Director: Danny Boyle
Intérpretes: James Franco, Amber Tamblyn, Kate Mara
Web: http://www.foxsearchlight.com/127hours/
En este mundo, hay “historias no-hollywoodizables” e “historias hollywoodizables”. En la primera categoría (si nos ceñimos a la actualidad), entrarían “La vida en tiempos de guerra” de Todd Solondz o “Copia certificada” de Kiarostami. Entre las segundas, se podría incluir a la reciente (y pomposa, y automática, como prueba la bendición de la Reina de Inglaterra) “El discurso del rey” o a la nueva cinta de Danny Boyle, “127 horas”. La película se ocupa de una microsecuencia en la vida de Aron Ralston que marcó el resto de su existencia. Ralston, un aventurero experimentado, quedó atrapado por el brazo después de un accidente en las montañas de Utah. Solo, sin posibilidad de escape, Aron decidió cortarse la mano para conseguir zafarse y, así, evitar una muerte segura. Material guionizable de supervivencia épica que, en lugar de incubarse en la corte isabelina a través de la aséptica superación de una tartamudez, se prueba aquí cercenándose un miembro del cuerpo.
Danny Boyle, poseído física y cinematográficamente por Joel Schumacher, aupado a los altares por la mediocre “Slumdog millionaire”, asume la tarea de llevar al celuloide las ciento veintisiete horas que aislaron al montañista dentro de la grieta.
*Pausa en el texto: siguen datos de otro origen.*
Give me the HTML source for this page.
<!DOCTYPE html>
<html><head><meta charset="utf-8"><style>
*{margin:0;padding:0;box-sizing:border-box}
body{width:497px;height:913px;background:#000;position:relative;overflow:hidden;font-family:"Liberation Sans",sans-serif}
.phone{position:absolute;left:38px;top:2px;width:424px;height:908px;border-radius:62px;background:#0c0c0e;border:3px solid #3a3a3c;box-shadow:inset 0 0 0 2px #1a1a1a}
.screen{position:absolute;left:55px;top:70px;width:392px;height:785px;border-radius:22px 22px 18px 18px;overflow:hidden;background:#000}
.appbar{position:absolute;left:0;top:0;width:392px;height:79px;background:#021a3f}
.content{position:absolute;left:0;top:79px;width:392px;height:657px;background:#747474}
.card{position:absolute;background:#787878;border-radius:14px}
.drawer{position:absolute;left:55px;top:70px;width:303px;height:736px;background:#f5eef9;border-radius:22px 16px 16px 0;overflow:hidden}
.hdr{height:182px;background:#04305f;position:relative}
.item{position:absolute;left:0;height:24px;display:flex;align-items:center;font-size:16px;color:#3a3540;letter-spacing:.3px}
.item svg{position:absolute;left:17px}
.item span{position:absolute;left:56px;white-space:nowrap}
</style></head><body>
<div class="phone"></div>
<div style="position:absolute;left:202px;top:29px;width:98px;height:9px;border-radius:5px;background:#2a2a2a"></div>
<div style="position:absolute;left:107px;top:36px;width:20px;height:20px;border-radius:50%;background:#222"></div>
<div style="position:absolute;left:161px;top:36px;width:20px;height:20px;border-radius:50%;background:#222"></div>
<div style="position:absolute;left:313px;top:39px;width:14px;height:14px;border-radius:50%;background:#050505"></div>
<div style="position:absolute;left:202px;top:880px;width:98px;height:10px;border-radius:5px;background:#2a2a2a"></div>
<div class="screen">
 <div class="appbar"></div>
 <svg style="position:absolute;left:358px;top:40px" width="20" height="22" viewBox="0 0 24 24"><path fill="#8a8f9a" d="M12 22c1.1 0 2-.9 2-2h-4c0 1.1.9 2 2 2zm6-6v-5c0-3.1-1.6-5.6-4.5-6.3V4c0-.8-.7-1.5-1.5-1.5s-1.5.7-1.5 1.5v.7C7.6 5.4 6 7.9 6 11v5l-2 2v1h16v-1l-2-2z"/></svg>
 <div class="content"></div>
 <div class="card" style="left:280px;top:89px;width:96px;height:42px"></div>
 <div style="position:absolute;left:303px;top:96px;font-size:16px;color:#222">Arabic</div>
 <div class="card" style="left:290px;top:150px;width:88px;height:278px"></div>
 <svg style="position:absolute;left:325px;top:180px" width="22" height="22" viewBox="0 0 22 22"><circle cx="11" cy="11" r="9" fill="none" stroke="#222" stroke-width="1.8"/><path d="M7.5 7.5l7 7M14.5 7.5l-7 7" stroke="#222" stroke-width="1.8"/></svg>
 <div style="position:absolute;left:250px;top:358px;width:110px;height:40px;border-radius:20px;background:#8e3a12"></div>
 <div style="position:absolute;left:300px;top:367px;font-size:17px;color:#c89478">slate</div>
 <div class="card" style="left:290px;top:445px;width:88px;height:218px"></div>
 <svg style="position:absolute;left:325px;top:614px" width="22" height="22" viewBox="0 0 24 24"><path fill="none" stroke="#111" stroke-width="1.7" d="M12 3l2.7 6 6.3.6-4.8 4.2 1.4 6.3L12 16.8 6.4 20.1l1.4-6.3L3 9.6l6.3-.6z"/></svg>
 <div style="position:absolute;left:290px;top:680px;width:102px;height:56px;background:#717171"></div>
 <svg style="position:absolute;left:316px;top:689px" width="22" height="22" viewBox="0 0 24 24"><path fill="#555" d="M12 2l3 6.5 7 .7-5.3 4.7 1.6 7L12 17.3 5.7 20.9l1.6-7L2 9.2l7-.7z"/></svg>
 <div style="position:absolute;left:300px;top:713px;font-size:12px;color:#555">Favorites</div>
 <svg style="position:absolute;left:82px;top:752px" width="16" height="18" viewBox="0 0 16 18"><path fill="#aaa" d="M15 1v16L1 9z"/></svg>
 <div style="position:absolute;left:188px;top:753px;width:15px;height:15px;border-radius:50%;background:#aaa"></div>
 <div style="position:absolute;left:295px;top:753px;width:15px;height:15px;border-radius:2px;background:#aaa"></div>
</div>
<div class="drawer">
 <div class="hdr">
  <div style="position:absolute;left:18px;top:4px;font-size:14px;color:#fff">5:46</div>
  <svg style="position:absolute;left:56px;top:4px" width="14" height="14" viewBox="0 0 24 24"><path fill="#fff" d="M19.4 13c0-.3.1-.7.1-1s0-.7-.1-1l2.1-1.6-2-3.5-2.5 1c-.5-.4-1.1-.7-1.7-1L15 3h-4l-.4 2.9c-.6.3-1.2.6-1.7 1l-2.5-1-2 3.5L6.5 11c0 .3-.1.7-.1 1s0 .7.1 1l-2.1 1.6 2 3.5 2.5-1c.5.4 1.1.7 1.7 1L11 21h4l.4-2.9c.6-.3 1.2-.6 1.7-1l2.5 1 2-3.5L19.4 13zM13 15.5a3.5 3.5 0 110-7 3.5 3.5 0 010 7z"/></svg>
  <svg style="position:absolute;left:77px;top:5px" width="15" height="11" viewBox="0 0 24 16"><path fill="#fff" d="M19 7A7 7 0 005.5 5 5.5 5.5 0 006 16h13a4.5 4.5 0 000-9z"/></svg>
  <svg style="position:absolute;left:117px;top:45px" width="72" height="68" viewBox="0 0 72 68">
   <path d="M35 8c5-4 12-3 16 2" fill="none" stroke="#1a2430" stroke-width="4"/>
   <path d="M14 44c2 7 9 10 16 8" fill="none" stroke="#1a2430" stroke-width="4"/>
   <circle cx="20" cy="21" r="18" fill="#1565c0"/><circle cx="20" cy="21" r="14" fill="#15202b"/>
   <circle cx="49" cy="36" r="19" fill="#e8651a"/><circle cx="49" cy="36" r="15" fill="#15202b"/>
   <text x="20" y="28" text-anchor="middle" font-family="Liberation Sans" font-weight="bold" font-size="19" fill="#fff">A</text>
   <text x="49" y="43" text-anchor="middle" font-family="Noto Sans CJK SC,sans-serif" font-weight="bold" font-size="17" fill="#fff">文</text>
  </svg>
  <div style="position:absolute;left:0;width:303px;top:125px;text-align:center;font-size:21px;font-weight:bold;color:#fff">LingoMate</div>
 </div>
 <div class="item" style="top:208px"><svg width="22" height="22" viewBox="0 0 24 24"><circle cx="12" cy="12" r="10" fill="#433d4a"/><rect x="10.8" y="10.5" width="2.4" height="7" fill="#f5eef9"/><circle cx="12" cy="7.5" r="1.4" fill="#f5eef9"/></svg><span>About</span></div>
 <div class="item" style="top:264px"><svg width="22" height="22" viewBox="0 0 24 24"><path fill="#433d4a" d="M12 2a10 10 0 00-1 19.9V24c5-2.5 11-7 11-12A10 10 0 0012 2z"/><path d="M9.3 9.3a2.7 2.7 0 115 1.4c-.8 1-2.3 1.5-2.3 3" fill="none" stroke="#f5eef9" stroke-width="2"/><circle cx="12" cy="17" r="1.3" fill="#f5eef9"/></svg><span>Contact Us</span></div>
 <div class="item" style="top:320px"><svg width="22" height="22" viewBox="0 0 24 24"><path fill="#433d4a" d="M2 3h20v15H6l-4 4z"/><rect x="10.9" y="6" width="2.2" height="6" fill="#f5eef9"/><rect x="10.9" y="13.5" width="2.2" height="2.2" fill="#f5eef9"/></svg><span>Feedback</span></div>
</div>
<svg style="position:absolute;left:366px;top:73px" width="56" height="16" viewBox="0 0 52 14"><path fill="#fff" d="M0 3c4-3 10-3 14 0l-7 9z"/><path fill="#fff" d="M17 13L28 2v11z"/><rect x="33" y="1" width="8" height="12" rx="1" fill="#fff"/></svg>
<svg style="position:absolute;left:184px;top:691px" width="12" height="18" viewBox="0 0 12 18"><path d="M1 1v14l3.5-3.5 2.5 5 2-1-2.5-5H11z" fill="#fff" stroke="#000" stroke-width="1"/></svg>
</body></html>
Esa ¿modernidad? ¿modernez? con la que nos asaltó Boyle en los noventa (se recuerda, con cariño, sin revisión, a “Tumba abierta” o “Trainspotting”), ya suena, vistas “La playa” o “Sunshine”, a ajada el día del estreno. Mientras que el Timothy Threadwell de Werner Herzog en “Grizzly man” era reverenciado como un profeta hippie o el Christopher McCandless de Sean Penn en “Hacia rutas salvajes” se desarrollaba como un poeta “new age”, las primeras escenas del metraje revelan a un idiota inconsciente y autorreferente (siempre con cascos, siempre grabándose) con el que es muy difícil compaginarse. Esa pantalla partida, un recurso repetido que hace perder a la película eficacia dramática y consistencia fílmica, dibuja a un personaje incompleto, a alguien que aluniza en un hoyo y (re)construye sus conflictos emocionales con la única motivación de que avance un guion deslavazado.
Sueños sobremetaforizados, apariciones de familiares/chicas etéreas o pequeños artilugios narrativos (una lluvia repentina, la posibilidad de un rescate, bien dosificados por Rodrigo Cortes en “Buried”) no bastan a “127 horas” en su intento de sostener una ficción real. Sus minutos, una vez sufrida la (sangrienta e inútil) auto-amputación del protagonista, desembocan en el mismo punto que cualquier historia hollywoodizable: en el inevitable final feliz, en los inmaculados títulos de “qué fue de…” danzando por una triple pantalla.